The daughter card will have the other components of the system on it all communicating back to the main development board via the I2C bus which will be implemented through the Mach XO2 EFB(Embedded Feature Block). This block will have the I2C, SPI and a Counter/Timer available to the Wishbone bus that will be controlled by the LatticeMicro 8 microcontroller. Here it will communicate to the remote and local nodes and device, via a user defined relationship table for a more complex logic structure to the system. In short a, look-up table for all the programed devices on the network. Another resource the system will need is a RTC IC, the DS1307 was chosen because it uses UART like the rest of the communication devices and can share one of the NXP SC16IS762 Dual UART to I2C IC that also add 8 GPIO's as well.

The remote nodes will be interfaced with Xbee modules to added both lighting control and sensor data feedback for the main controller to interpret. The Xbee modules also add a great deal of range possibilities, because of there ability to act as repeaters. The wired nodes will have a RS485 based communication making it possible to run a string of device on the same wire run. A generic driver board will be designed to handle the AC control, and both Xbee and RS485 communication, also two inputs will be designed into each board to handle sensor. This single board will reduce overall manufacturing costs, even though the upfront design will take more work implementing.

Next the user interface, there are two parts to this portion of the system. First is the simple 4 character LCD and 4 capacitive touch pads that will display a address of the control I/O and its state. This will have a menu driven layout using the capacitive touch pads as its inputs. Both interfaces will be controlled via VHDL Wishbone Compatible Controllers. Currently the LCD is about 25 LUT's The primary interface will be through a PC or Android OS based device. Here layout control will be visual and controllable as well. For the Android based communication Bluetooth will be used as one form of connection. The second will be through USB or possible if room permits as well as price, Ethernet based control via a web based application via a Lantronix Port unit. If the web based app can be achieved it would also allow other web enabled devices to use the control interface. This is one of the benefits to using the Mach X02 CPLD, because it can have a MCU plus the logic fabric to handle a complex control system. One other main external source is needed and that is a RTCC circuit for time keeping. This is needed not only for being able to set your lights on a timer, but also for an away mode that can be randomized to turn on and off lights at random once a light sensor is triggered or a certain time is set. This feature will help protect the house from unwanted visitor when your away.

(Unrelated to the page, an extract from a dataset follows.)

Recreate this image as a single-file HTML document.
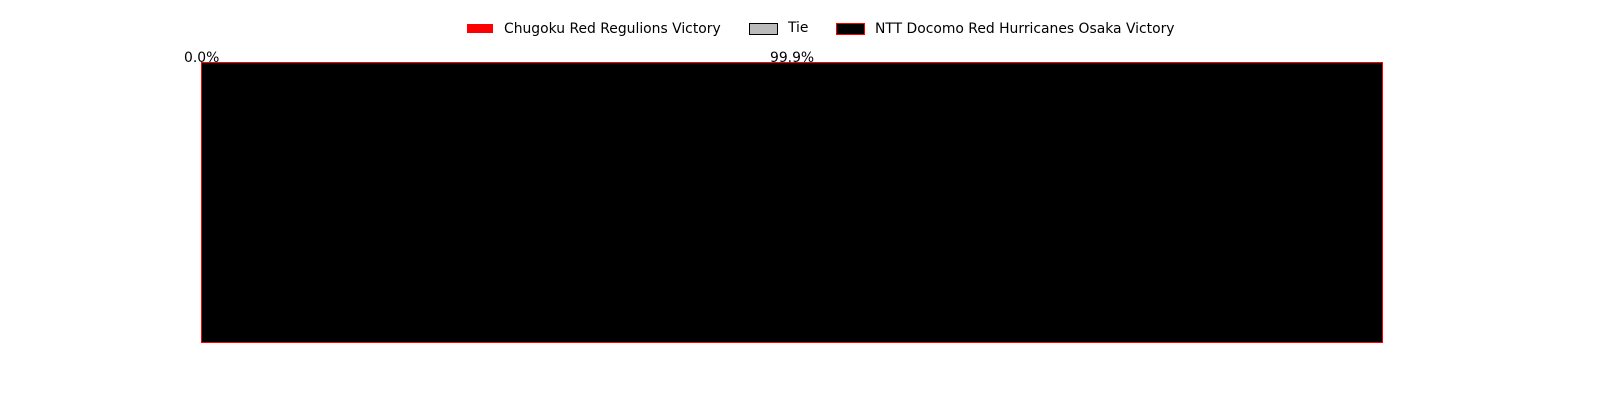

The embedded system will be a combination of both uC and basic logic. The uC will handle the incoming and outgoing data, but pass that onto to a user created relation table. Also it will handle the RTC timer and have an address that will have the a relationship spot in the user created table to turn on and off lights depending on what day and time it is. The 8-bits of data will hold information for different types of devices such as devices that have 2 states like lights or 4 states devices like fans. The below is a preliminary sample of the 8-bit structure.

| bit 7 | bit 6 | bit 5 | bit 4 | bit 3 | bit 2 | bit 1 | bit 0 |
On/Off devices | Day to turn On | Time of Day On | On/Off |
Analog Based | All 8-bits will hold the data |
4-state devices | Undefined currently | Current State |
Motion Sensor | UDC | Last Time Sensor Tripped (24Hr) | Last State | Current State |

Lastly, other options that could be added are, more local nodes directly attached to the main board, a larger LCD read out for a more user friendly interface, and finally a full 4x4 keypad giving easier user setting features. After some basic development with this setup a full PCB could be created to include the features of the daughter card and a larger CLD such as the Mach XO2-2000 or even the Mach XO2-7000, which would still keep the overall design a low cost System.